As discussed in this thread, NVIDIA doesn’t include the tensorflow C libs, so we have to build it ourselves from the source.
For Jetpack 4.6.1, the compatibility table says tensorflow version 2.7.0. Can I directly take the open source tensorflow 2.7.0 to build, or is there a special nvidia patched 2.7.0 that I should have? If former, since open source tensorflow recently released 2.7.1 with many security fixes, will that work even though it is not mentioned in the compatibility table?

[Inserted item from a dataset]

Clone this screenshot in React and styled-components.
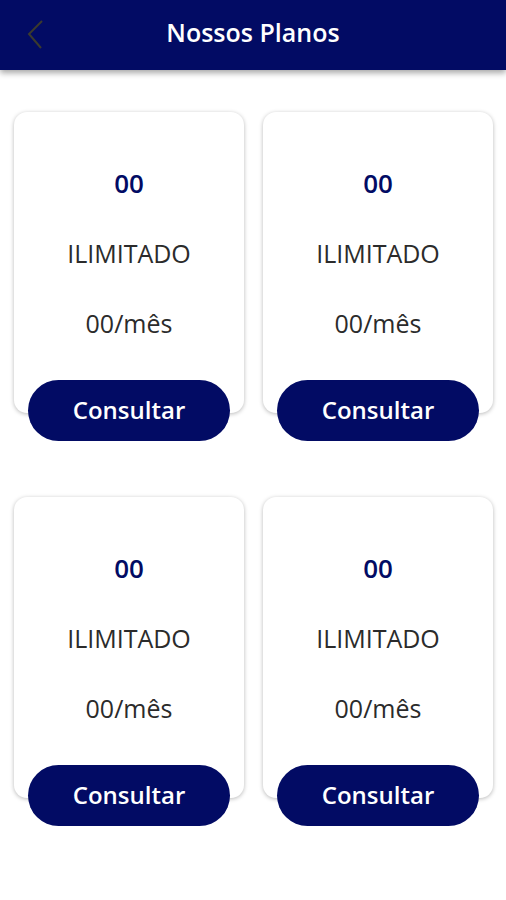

I tried building 2.7.0 C libs, but it failed in the end:
bazel --host_jvm_args=-Xmx1g --host_jvm_args=-Xms512m \
build -c opt \
--config=tensorrt --config=cuda \
--config=noaws --config=nogcp --config=nohdfs --config=nonccl \
--python_path="/usr/bin/python3" \
--action_env=PYTHON_BIN_PATH="/usr/bin/python3" \
--action_env=PYTHON_LIB_PATH="/usr/lib/python3/dist-packages" \
--action_env=CUDA_TOOLKIT_PATH="/usr/local/cuda-10.2" \
--action_env=TF_CUDA_COMPUTE_CAPABILITIES="7.2" \
--action_env=GCC_HOST_COMPILER_PATH="/usr/bin/aarch64-linux-gnu-gcc-7" \
//tensorflow/tools/lib_package:libtensorflow
...
...
tensorflow/compiler/tf2tensorrt/stub/nvinfer_plugin_stub.cc:64:2: error: #error
This version of TensorRT is not supported.
#error This version of TensorRT is not supported.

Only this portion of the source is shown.